For my write-up today on Dean Kotlowski's Nixon's Civil Rights, I will use as my starting point something that Kotlowski says on page 37:
"A confluence of presidential leadership, federal persuasion, Supreme Court rulings, Justice Department lawsuits, and the threat of HEW denying holdout districts federal aid broke white southern resistance. Out of a total school population of 3 million, only 186,000 African American children attended desegregated schools in the South prior to 1969. During autumn 1969, after the Nixon administration began to desegregate schools via litigation, 600,000 southern blacks entered desegregated schools. Justice Department lawsuits compelled recalcitrant districts to implement desegregation plans that they had previously drawn up but refused to carry out. In 1970, after the Alexander decision, 2 million more African Americans were attending desegregated schools. In this sense, Nixon was the greatest school desegregator in American history."
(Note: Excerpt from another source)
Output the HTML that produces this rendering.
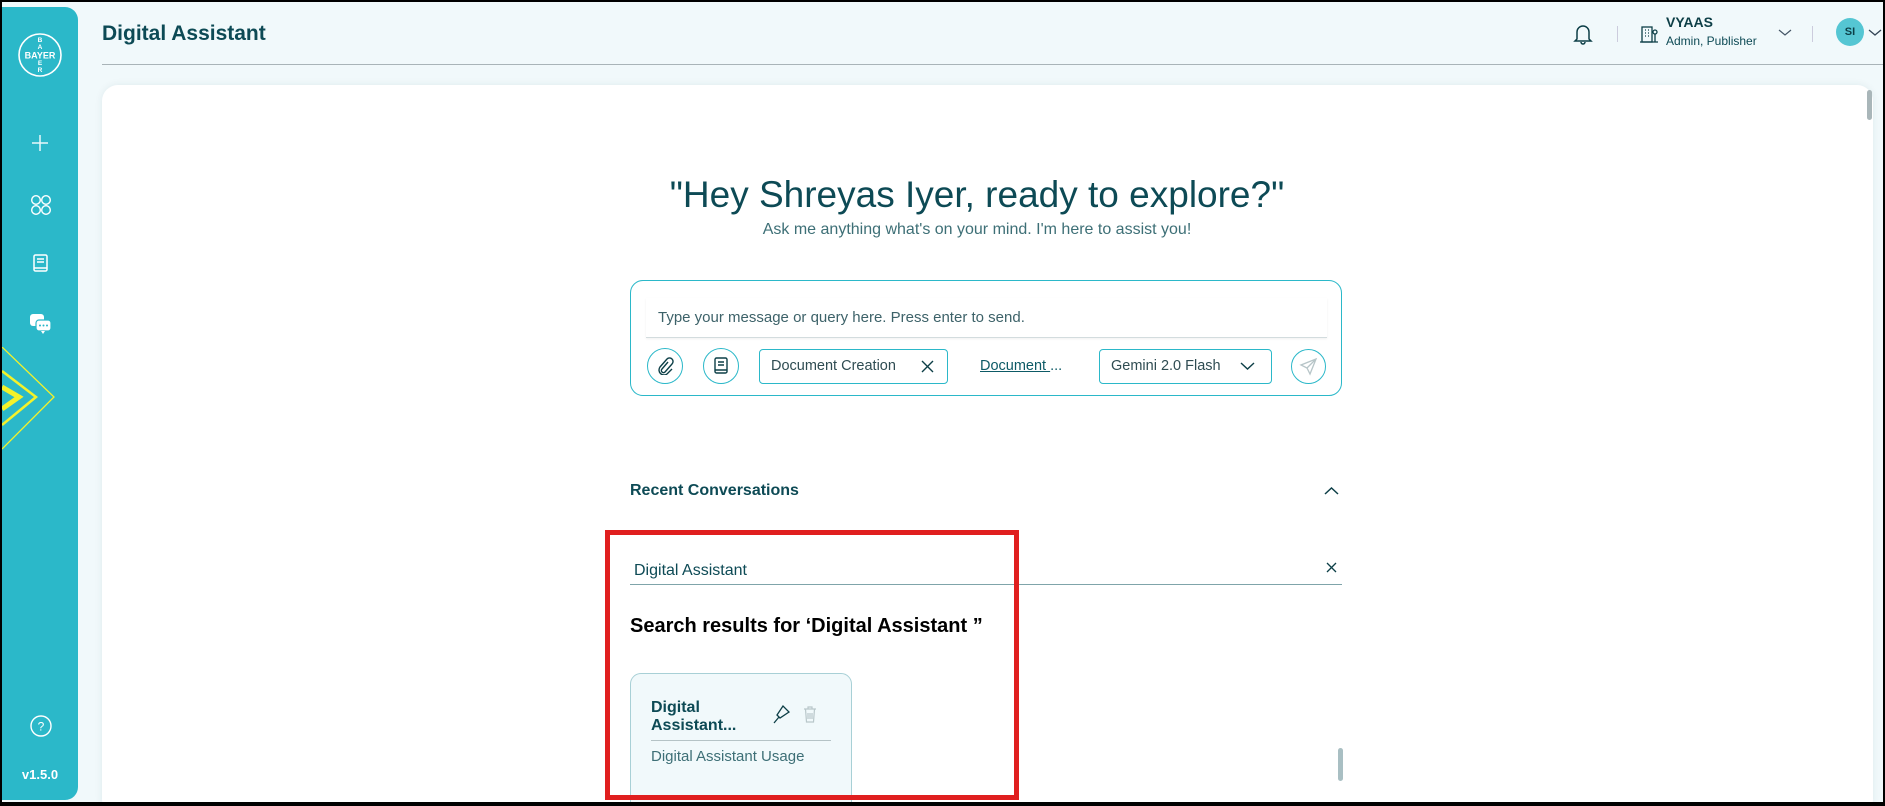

The Nixon administration took people to court to enforce desegregation, and that surprised and angered some Southern whites. But Nixon also reached out to Southern whites and involved them in the process, as well as courted Southern white conservatives in the Congress. Nixon was serious about school desegregation, both before and after the Supreme Court's October 29, 1969 decision of Alexander v. Holmes County, but he tried to accomplish it through persuasion, not just coercion. Moreover, according to Kotlowski, Nixon had a policy of taking on de jure segregation, the legally-mandated kind that existed in the South, while he chose to ignore de facto segregation and opposed mixed busing to achieve integration.
What interested me was the role of Pat Buchanan in the Nixon White House at this time. The way that Kotlowski presents it on pages 31-32, Pat Buchanan was not exactly a voice for desegregation in the Nixon White House. After the Alexander decision required southern schools to "terminate dual school systems at once and to operate now and hereafter only unitary schools", Buchanan told Nixon: "The era of Re-Construction is over; the ship of Integration is going down; it is not our ship...we ought not to be aboard." Nixon told John Ehrlichman that there was "no good pol[itics] in P[at] B[uchanan]'s extreme view: seg[regation] forever" because it was "bad law". I find it ironic, therefore, that Pat Buchanan appeals to Nixon's positive Civil Rights record on MSNBC and in print (see here), for, at least on the issue of school desegregation in the South, he was encouraging Nixon to go the opposite direction! In addition, according to Kotlowski, George Bush, Sr. also had issues with Nixon's desegregation policies, for they were making Bush's Senate campaign against Lloyd Bentsen much more difficult.